Many sympathized with the 23-year-old single mom after she threw herself on the floor when security guards asked her to leave the welfare office.

Headley had taken a day off from her job as a security guard to go to the food stamp office in Brooklyn to ask why daycare vouchers for her 1-year-old son were cut off.

The food stamp office was crowded and Headley took a seat on the floor with her baby son, Damone.

Human Resources officers asked Headley to stand up because she was blocking a hallway and arguing with others in the office. When she refused to leave, staffers called police.

Cellphone video showed an officer trying to take Headley's baby son away from her as she rolled around on the floor screaming.

Headley filed lawsuits against the city and the NYPD, which settled out of court for $625,000. Her attorney will get as much as 40% of the settlement.

"Ms. Headley had been humiliated, assaulted, physically injured, threatened with a taser, brutally separated from her son, handcuffed, arrested, and jailed," her attorney stated in court documents.
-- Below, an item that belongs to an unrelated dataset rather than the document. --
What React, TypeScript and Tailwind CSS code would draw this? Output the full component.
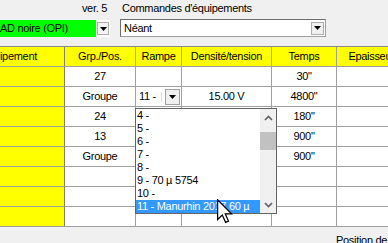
type Row = { grp?: string; combo?: boolean; dens?: string; temps?: string };

const rows: Row[] = [
  { grp: '27', temps: '30"' },
  { grp: 'Groupe', combo: true, dens: '15.00 V', temps: '4800"' },
  { grp: '24', temps: '180"' },
  { grp: '13', temps: '900"' },
  { grp: 'Groupe', temps: '900"' },
  {},
  {},
  {},
];

const items = ['4 -', '5 -', '6 -', '7 -', '8 -', '9 - 70 µ 5754', '10 -', '11 - Manurhin 2017 60 µ'];

function DownTri() {
  return (
    <svg width="7" height="4" viewBox="0 0 7 4">
      <path d="M0 0H7L3.5 4Z" fill="#000" />
    </svg>
  );
}

function Chevron({ up }: { up?: boolean }) {
  return (
    <svg width="9" height="6" viewBox="0 0 9 6">
      <path
        d={up ? 'M1 5L4.5 1.5L8 5' : 'M1 1L4.5 4.5L8 1'}
        fill="none"
        stroke="#606060"
        strokeWidth="1.6"
      />
    </svg>
  );
}

function RampeCombo() {
  return (
    <div className="flex h-full w-full items-center">
      <span className="pl-[3px]">11 -</span>
      <span className="ml-[5px] h-[10px] w-[1px] bg-[#f5dc8c]" />
      <div className="ml-auto mr-[1px] flex h-[16px] w-[15px] items-center justify-center border border-[#a0a0a0] bg-[#f0f0f0]">
        <DownTri />
      </div>
    </div>
  );
}

const cell = 'flex h-[20px] shrink-0 items-center justify-center overflow-hidden whitespace-nowrap border-b border-r border-[#a0a0a0]';

export default function App() {
  return (
    <div className="relative h-[243px] w-[388px] overflow-hidden bg-[#f0f0f0] font-['Liberation_Sans',Arial,sans-serif] text-[11px] leading-[13px] tracking-[-0.3px] text-black">
      {/* labels */}
      <div className="flex h-[19px] pt-[2px]">
        <div className="w-[107px] text-right">ver. 5</div>
        <div className="ml-[15px]">Commandes d'équipements</div>
      </div>

      {/* combos */}
      <div className="flex h-[18px]">
        <div className="mt-[1px] flex h-[17px] w-[110px] bg-white">
          <div className="flex flex-1 items-center bg-[#00ff00]">AD noire (OPI)</div>
          <div className="flex w-[14px] items-center justify-center">
            <div className="flex h-[13px] w-[12px] items-center justify-center border border-[#adadad] bg-[#f4f4f4]">
              <DownTri />
            </div>
          </div>
        </div>
        <div className="ml-[10px] flex h-[18px] w-[206px] items-center border border-[#a0a0a0] border-l-[#6d6d6d] border-t-[#6d6d6d] bg-white">
          <span className="pl-[3px]">Néant</span>
          <div className="ml-auto mr-[1px] flex h-[13px] w-[13px] items-center justify-center border border-[#adadad] bg-[#f0f0f0]">
            <DownTri />
          </div>
        </div>
      </div>

      {/* table */}
      <div className="mt-[9px] border-t border-[#8a8a8a]">
        <div className="flex bg-[#ffff00]">
          <div className={`${cell} w-[65px] justify-end border-r-[#7f7f7f] pr-[27px]`}>Equipement</div>
          <div className={`${cell} w-[71px]`}>Grp./Pos.</div>
          <div className={`${cell} w-[46px]`}>Rampe</div>
          <div className={`${cell} w-[90px]`}>Densité/tension</div>
          <div className={`${cell} w-[65px]`}>Temps</div>
          <div className={`${cell} w-[70px]`}>Epaisseur</div>
        </div>
        {rows.map((r, i) => (
          <div key={i} className="flex">
            <div className={`${cell} w-[65px] border-r-[#7f7f7f] bg-[#ffff00]`} />
            <div className={`${cell} w-[71px] bg-white`}>{r.grp}</div>
            <div className={`${cell} w-[46px] bg-white`}>{r.combo && <RampeCombo />}</div>
            <div className={`${cell} w-[90px] bg-white`}>{r.dens}</div>
            <div className={`${cell} w-[65px] bg-white`}>{r.temps}</div>
            <div className={`${cell} w-[70px] bg-white`} />
          </div>
        ))}
      </div>

      <div className="ml-[336px] mt-[7px] whitespace-nowrap">Position de</div>

      {/* open rampe list */}
      <div className="absolute left-[135px] top-[108px] flex h-[106px] w-[142px] border border-[#646464] bg-white">
        <div className="flex flex-1 flex-col">
          {items.map((it, i) => (
            <div
              key={it}
              className={`h-[13px] overflow-hidden whitespace-nowrap pl-[1px] ${
                i === items.length - 1 ? 'bg-[#3399ff] text-white' : ''
              }`}
            >
              {it}
            </div>
          ))}
        </div>
        <div className="flex w-[16px] flex-col bg-[#f0f0f0]">
          <div className="flex h-[17px] items-center justify-center">
            <Chevron up />
          </div>
          <div className="mt-[6px] h-[18px] bg-[#c1c1c1]" />
          <div className="mt-auto flex h-[17px] items-center justify-center">
            <Chevron />
          </div>
        </div>
      </div>

      {/* mouse pointer */}
      <svg className="absolute left-[217px] top-[199px]" width="16" height="25" viewBox="0 0 13 20">
        <path
          d="M0.5 0.5L0.5 16.5L4.3 12.8L7 18.8L9.3 17.8L6.7 11.9L11.8 11.9Z"
          fill="#fff"
          stroke="#000"
          strokeWidth="1"
          strokeLinejoin="miter"
        />
      </svg>
    </div>
  );
}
The lawyer claimed Damone "displayed changed behaviors," after the incident, including "a diminished appetite, separation anxiety, and difficulty sleeping, and he became more withdrawn."

In addition to the taxpayer-funded $625,000, Headley also received $37,000 in donations raised by a GoFundMe page.

The city's mayor and other prominent officials apologized to Headley.

"We hope this settlement brings Ms. Headley and her family a degree of closure," said Mayor de Blasio's spokesperson Olivia Lapeyrolerie.